Personalmente vedo anche delle forme di continuità tra i due film, in particolare per l'ambientazione catalana, sempre curatissima e fortemente sentimentale, la dimensione temporale - anche in questo caso concentrata nello spazio di un'estate -, la focalizzazione sulle dinamiche familiari e il modo splendido con cui vengono rappresentati e fatti recitare i bambini. Dall'altro lato è vero che con Alcarràs lo sguardo della Simòn si amplia, innanzitutto perché l'oggetto del racconto è una famiglia allargata in cui convivono tre generazioni (i nonni, i genitori e i figli), in secondo luogo perché la narrazione della loro vicenda diventa occasione per parlare di tematiche sociali ed economiche che vanno ben al di là della famiglia protagonista.
La famiglia Solè si ritrova come ogni estate nella casa di campagna, in una valle ai piedi delle colline, dove li attende il raccolto delle pesche. Queste terre sono state date al nonno Rogelio dai proprietari terrieri, i Puyol, dopo la guerra civile, ma poiché non esiste documentazione che certifichi il passaggio di proprietà, il giovane Puyol ha deciso di rendere più redditizia questa terra facendo installare pannelli solari e offrendo anche Quimet e a suo fratello (i figli di Rogelio) un lavoro come installatori e manutentori.
Quimet però ha un legame profondamente identitario con questa terra e non vuole rinunciare al suo essere coltivatore. Di fronte all'impossibilità di opporsi alla volontà del proprietario, ai Solè viene concesso di completare l'ultimo raccolto di pesche prima che le ruspe abbattano il frutteto.
Tutti - e ciascuno di loro individualmente - devono fare i conti con un futuro che non sarà più lo stesso: il vecchio Rogelio si fa sempre più silenzioso mentre vede tutte le certezze del suo mondo crollare, Quimet alterna momenti di grande rabbia e ribellione ad altri di profonda tenerezza, suo fratello cerca di venire a patti con la realtà, le donne della famiglia svolgono con perizia e intelligenza un grande ruolo di mediazione, i due figli adolescenti di Quimet sono divisi tra un profondo attaccamento alla terra e alla famiglia e il bisogno di affrancarsene, facendo una vita da adolescenti, i bambini fanno i loro adorabili giochi da bambini lasciati liberi nei campi, ma al contempo sentono anche sulla loro pelle la tensione di un cambiamento che trasformerà le loro vite future.

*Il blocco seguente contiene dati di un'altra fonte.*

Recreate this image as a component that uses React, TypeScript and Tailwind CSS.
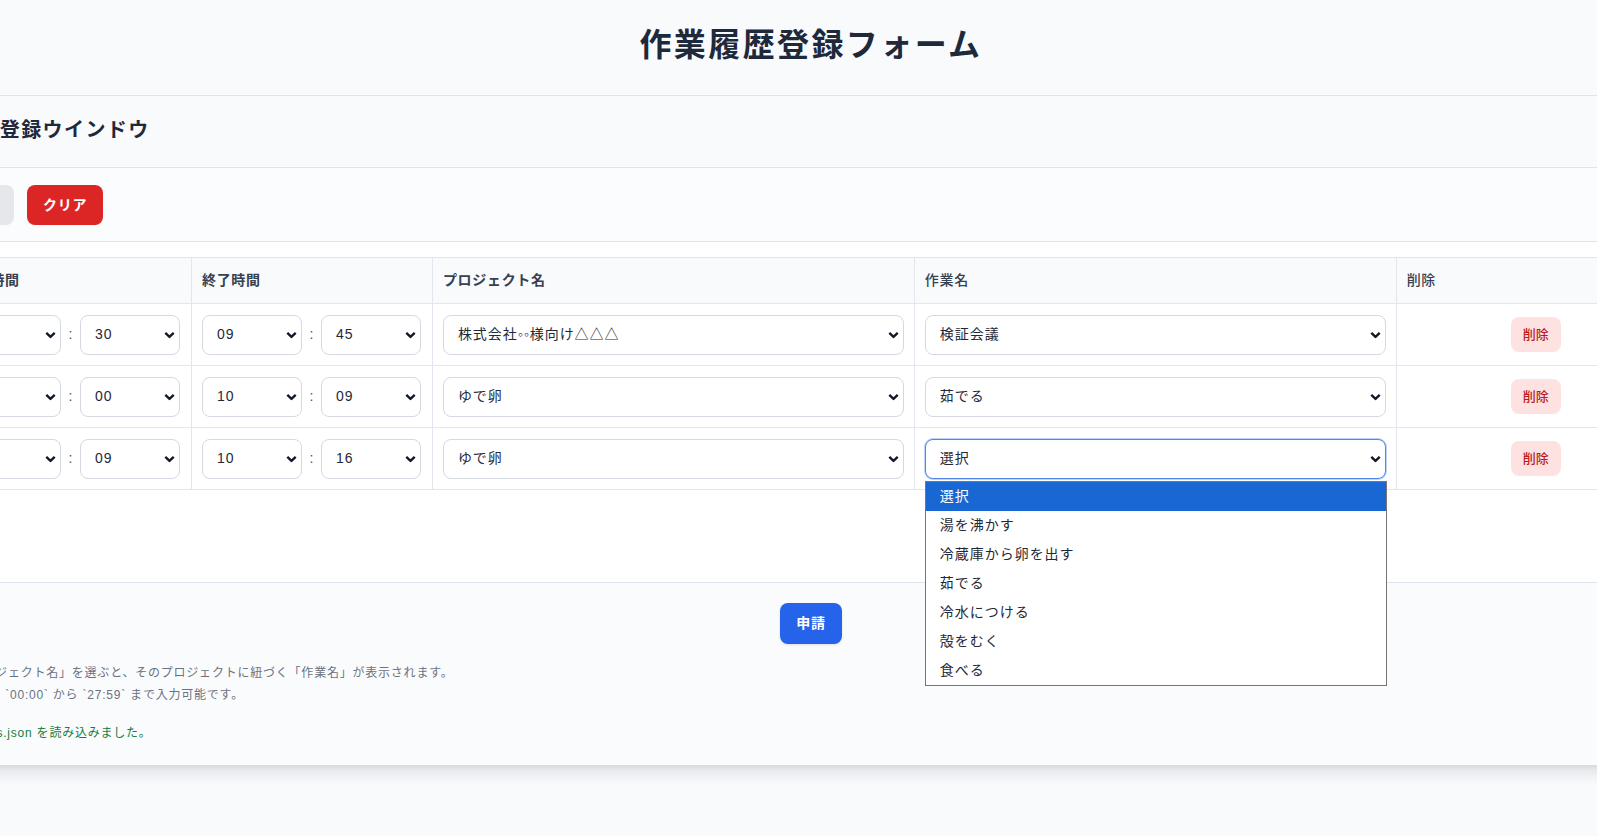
import React from 'react';

const Chevron: React.FC = () => (
  <svg
    className="pointer-events-none absolute right-[5px] top-1/2 -translate-y-1/2"
    width="11"
    height="7"
    viewBox="0 0 11 7"
    fill="none"
  >
    <path d="M1.3 1.3 5.5 5.4 9.7 1.3" stroke="#111827" strokeWidth="2.4" />
  </svg>
);

type SelectProps = {
  value: string;
  options: string[];
  className?: string;
  focused?: boolean;
};

const Select: React.FC<SelectProps> = ({ value, options, className = '', focused }) => (
  <div className={`relative ${className}`}>
    <select
      defaultValue={value}
      className={`h-10 w-full appearance-none rounded-lg bg-white pl-[14px] pr-6 text-[14px] tracking-[0.07em] text-[#1f2937] outline-none ${
        focused ? 'border border-[#4f86e8] ring-1 ring-[#bcd3fa]' : 'border border-[#d4d9e2]'
      }`}
    >
      {options.map((o) => (
        <option key={o} value={o}>
          {o}
        </option>
      ))}
    </select>
    <Chevron />
  </div>
);

const hours = Array.from({ length: 28 }, (_, i) => String(i).padStart(2, '0'));
const minutes = Array.from({ length: 60 }, (_, i) => String(i).padStart(2, '0'));
const projects = ['選択', '株式会社◦◦様向け△△△', 'ゆで卵'];
const eggTasks = ['選択', '湯を沸かす', '冷蔵庫から卵を出す', '茹でる', '冷水につける', '殻をむく', '食べる'];
const tasks = [...eggTasks, '検証会議'];

const rows = [
  { sh: '09', sm: '30', eh: '09', em: '45', project: '株式会社◦◦様向け△△△', task: '検証会議' },
  { sh: '10', sm: '00', eh: '10', em: '09', project: 'ゆで卵', task: '茹でる' },
  { sh: '10', sm: '09', eh: '10', em: '16', project: 'ゆで卵', task: '選択', open: true },
];

const TimePair: React.FC<{ h: string; m: string }> = ({ h, m }) => (
  <div className="flex items-center">
    <Select value={h} options={hours} className="w-[100px]" />
    <span className="w-[19px] text-center text-[14px] text-[#4b5563]">:</span>
    <Select value={m} options={minutes} className="w-[100px]" />
  </div>
);

const App: React.FC = () => {
  return (
    <div className="h-[836px] w-[1597px] overflow-hidden bg-[#f8fafc] font-['Liberation_Sans','Noto_Sans_CJK_JP',sans-serif] text-[#1f2937]">
      <div className="ml-[-66px] w-[1754px] bg-white shadow-[0_10px_15px_-3px_rgba(15,23,42,0.12),0_4px_6px_-4px_rgba(15,23,42,0.1)]">
        <header className="flex h-[96px] items-center justify-center border-b border-[#dfe4ec] bg-[#f8fafc] pb-[5px]">
          <h1 className="text-[32px] font-bold tracking-[0.075em] text-[#1e293b]">作業履歴登録フォーム</h1>
        </header>

        <div className="flex h-[72px] items-center border-b border-[#dfe4ec] bg-[#f8fafc] px-[23px] pb-[3px]">
          <h2 className="text-[20px] font-bold tracking-[0.07em] text-[#1e293b]">作業登録ウインドウ</h2>
        </div>

        <div className="flex items-center gap-[13px] border-b border-[#dfe4ec] bg-[#fbfcfe] px-4 pb-4 pt-[17px]">
          <button className="h-10 w-[64px] rounded-lg bg-[#e5e7eb] text-[14px] font-bold text-[#374151]">追加</button>
          <button className="h-10 rounded-lg bg-[#dc2626] px-4 text-[14px] font-bold tracking-[0.05em] text-white">クリア</button>
        </div>

        <div className="px-4 pb-[92px] pt-[15px]">
          <table className="w-full table-fixed border-collapse text-left">
            <colgroup>
              <col className="w-[14%]" />
              <col className="w-[14%]" />
              <col className="w-[28%]" />
              <col className="w-[28%]" />
              <col className="w-[16%]" />
            </colgroup>
            <thead>
              <tr className="h-[46px] bg-[#f8fafc] text-[14px] tracking-[0.05em] text-[#374151]">
                <th className="border border-[#e2e7ef] px-[10px] font-bold">開始時間</th>
                <th className="border border-[#e2e7ef] px-[10px] font-bold">終了時間</th>
                <th className="border border-[#e2e7ef] px-[10px] font-bold">プロジェクト名</th>
                <th className="border border-[#e2e7ef] px-[10px] font-medium">作業名</th>
                <th className="border border-[#e2e7ef] px-[10px] font-medium">削除</th>
              </tr>
            </thead>
            <tbody>
              {rows.map((r, i) => (
                <tr key={i} className="h-[62px]">
                  <td className="border border-[#e2e7ef] px-[10px]">
                    <TimePair h={r.sh} m={r.sm} />
                  </td>
                  <td className="border border-[#e2e7ef] px-[10px]">
                    <TimePair h={r.eh} m={r.em} />
                  </td>
                  <td className="border border-[#e2e7ef] px-[10px]">
                    <Select value={r.project} options={projects} />
                  </td>
                  <td className="border border-[#e2e7ef] px-[10px]">
                    <div className="relative">
                      <Select value={r.task} options={tasks} focused={r.open} />
                      {r.open && (
                        <ul className="absolute left-0 top-[calc(100%+2px)] z-10 w-[calc(100%+1px)] border border-[#767676] bg-white text-[14px] tracking-[0.07em] text-[#1f2937]">
                          {eggTasks.map((t, j) => (
                            <li
                              key={t}
                              className={`flex h-[29px] items-center pl-[14px] ${j === 0 ? 'bg-[#1967d2] text-white' : ''}`}
                            >
                              {t}
                            </li>
                          ))}
                        </ul>
                      )}
                    </div>
                  </td>
                  <td className="border border-[#e2e7ef] pl-[14px] pr-[10px] text-center">
                    <button className="h-[35px] rounded-lg bg-[#fee2e2] px-3 text-[13px] font-medium text-[#b91c1c]">削除</button>
                  </td>
                </tr>
              ))}
            </tbody>
          </table>
        </div>

        <div className="border-t border-[#dfe4ec] bg-[#fafbfd] px-4 pb-[21px] pt-5">
          <div className="flex justify-center">
            <button className="h-[41px] rounded-lg bg-[#2563eb] px-4 text-[14px] font-bold tracking-[0.05em] text-white shadow-sm">申請</button>
          </div>
          <div className="mt-[18px] text-[12px] leading-[22px] tracking-[0.065em] text-[#6b7280]">
            <p>・「プロジェクト名」を選ぶと、そのプロジェクトに紐づく「作業名」が表示されます。</p>
            <p>・時間は `00:00` から `27:59` まで入力可能です。</p>
            <p className="-ml-[4px] mt-4 text-[#15803d]">✓projects.json を読み込みました。</p>
          </div>
        </div>
      </div>
    </div>
  );
};

export default App;
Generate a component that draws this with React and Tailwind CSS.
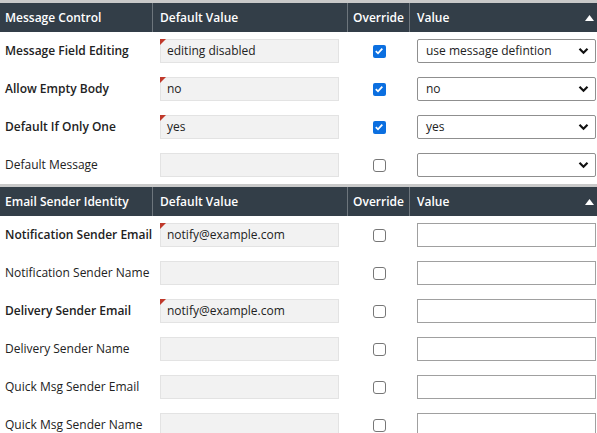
import React from 'react'

const font = { fontFamily: '"Open Sans", "Liberation Sans", sans-serif' }

const sections = [
  {
    title: 'Message Control',
    rows: [
      { label: 'Message Field Editing', bold: true, def: 'editing disabled', mark: true, checked: true, kind: 'select', value: 'use message defintion' },
      { label: 'Allow Empty Body', bold: true, def: 'no', mark: true, checked: true, kind: 'select', value: 'no' },
      { label: 'Default If Only One', bold: true, def: 'yes', mark: true, checked: true, kind: 'select', value: 'yes' },
      { label: 'Default Message', bold: false, def: '', mark: false, checked: false, kind: 'select', value: '' },
    ],
  },
  {
    title: 'Email Sender Identity',
    rows: [
      { label: 'Notification Sender Email', bold: true, def: 'notify@example.com', mark: true, checked: false, kind: 'text' },
      { label: 'Notification Sender Name', bold: false, def: '', mark: false, checked: false, kind: 'text' },
      { label: 'Delivery Sender Email', bold: true, def: 'notify@example.com', mark: true, checked: false, kind: 'text' },
      { label: 'Delivery Sender Name', bold: false, def: '', mark: false, checked: false, kind: 'text' },
      { label: 'Quick Msg Sender Email', bold: false, def: '', mark: false, checked: false, kind: 'text' },
      { label: 'Quick Msg Sender Name', bold: false, def: '', mark: false, checked: false, kind: 'text' },
    ],
  },
]

const cols = 'grid grid-cols-[153px_195px_62px_1fr]'

function Header({ title }) {
  return (
    <div className="border-t-[3px] border-[#c9c9c9]">
      <div className={`${cols} h-[29px] bg-[#333e48] text-white text-[12px] font-semibold`}>
        <div className="flex items-center pl-[5px] border-r border-[#6d757c]">{title}</div>
        <div className="flex items-center pl-[7px] border-r border-[#6d757c]">Default Value</div>
        <div className="flex items-center justify-center border-r border-[#6d757c]">Override</div>
        <div className="flex items-center justify-between pl-[7px] pr-[3px]">
          <span>Value</span>
          <svg width="9" height="6" viewBox="0 0 9 6"><path d="M0 6 L4.5 0 L9 6 Z" fill="#fff" /></svg>
        </div>
      </div>
    </div>
  )
}

function Checkbox({ checked }) {
  if (checked) {
    return (
      <div className="w-[13px] h-[13px] rounded-[2px] bg-[#0b6fe0] flex items-center justify-center">
        <svg width="10" height="10" viewBox="0 0 10 10">
          <path d="M1.8 5.2 L4 7.3 L8.3 2.6" fill="none" stroke="#fff" strokeWidth="1.8" />
        </svg>
      </div>
    )
  }
  return <div className="w-[13px] h-[13px] rounded-[3px] border border-[#777] bg-white" />
}

function Row({ row }) {
  return (
    <div className={`${cols} h-[38px] text-[12px] text-[#222]`}>
      <div className={`flex items-center pl-[5px] whitespace-nowrap ${row.bold ? 'font-semibold' : ''}`}>{row.label}</div>
      <div className="flex items-center pl-[7px]">
        <div className="relative w-[179px] h-[24px] bg-[#f2f2f2] border border-[#e3e3e3] flex items-center pl-[6px]">
          {row.mark && (
            <div className="absolute -top-px -left-px w-0 h-0 border-t-[6px] border-r-[6px] border-t-[#c0392b] border-r-transparent" />
          )}
          {row.def}
        </div>
      </div>
      <div className="flex items-center justify-center">
        <Checkbox checked={row.checked} />
      </div>
      <div className="flex items-center pl-[7px] pr-[2px]">
        {row.kind === 'select' ? (
          <div className="w-[179px] h-[24px] border border-[#8f8f8f] rounded-[2px] bg-white flex items-center justify-between pl-[8px] pr-[6px]">
            <span>{row.value}</span>
            <svg width="11" height="8" viewBox="0 0 11 8">
              <path d="M1.5 1.8 L5.5 5.8 L9.5 1.8" fill="none" stroke="#111" strokeWidth="2.2" />
            </svg>
          </div>
        ) : (
          <div className="w-[179px] h-[24px] border border-[#a0a0a0] bg-white" />
        )}
      </div>
    </div>
  )
}

export default function App() {
  return (
    <div className="w-[597px] h-[433px] overflow-hidden bg-white" style={font}>
      {sections.map(s => (
        <div key={s.title}>
          <Header title={s.title} />
          {s.rows.map(r => <Row key={r.label} row={r} />)}
        </div>
      ))}
    </div>
  )
}
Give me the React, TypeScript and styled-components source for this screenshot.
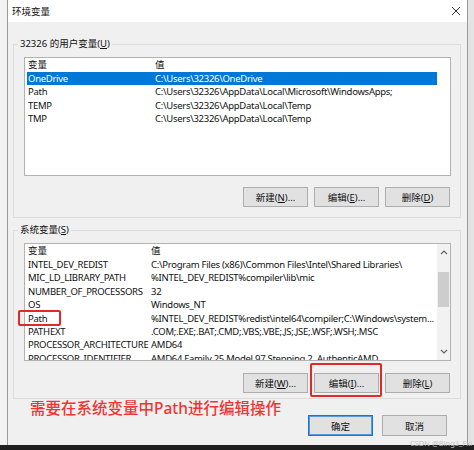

Alla fine risulterà chiaro che questo modello di vita contadina è incompatibile con il modello economico contemporaneo (per i costi troppo alti della produzione se confrontati con i costi al dettaglio della grande distribuzione), e che l'amore per la terra che traspare dai volti e dai gesti dei componenti di questa famiglia non è sufficiente a preservare mondi ormai relegati in un passato apparentemente non più replicabile.
C'è tanta nostalgia nel film di Carla Simòn, e in un certo senso anche un appello a non disfarsi della propria identità in nome di un apparente progresso. Il quadro tratteggiato è certamente fortemente catalano, ma molto riconoscibile per persone che provengono da paesi con passati contadini importanti e non tanto lontani nel tempo (i miei nonni erano contadini e anche i miei genitori hanno continuato a occuparsi delle terre ereditate, pur non essendo contadini; io stessa ricordo con nostalgia le giornate estive dedicate alla produzione casalinga della salsa). Personalmente, pur condividendo la disillusione e la tristezza che attraversa i protagonisti di questo film e dunque della regista, voglio essere più ottimista e pensare che alcuni segnali di rinnovato interesse per la coltivazione e il movimento intorno al km 0 e ai piccoli produttori locali, nonché una maggiore consapevolezza dei consumatori possano in qualche modo restituire alla terra una parte di quella centralità che merita nell'economia di molti paesi.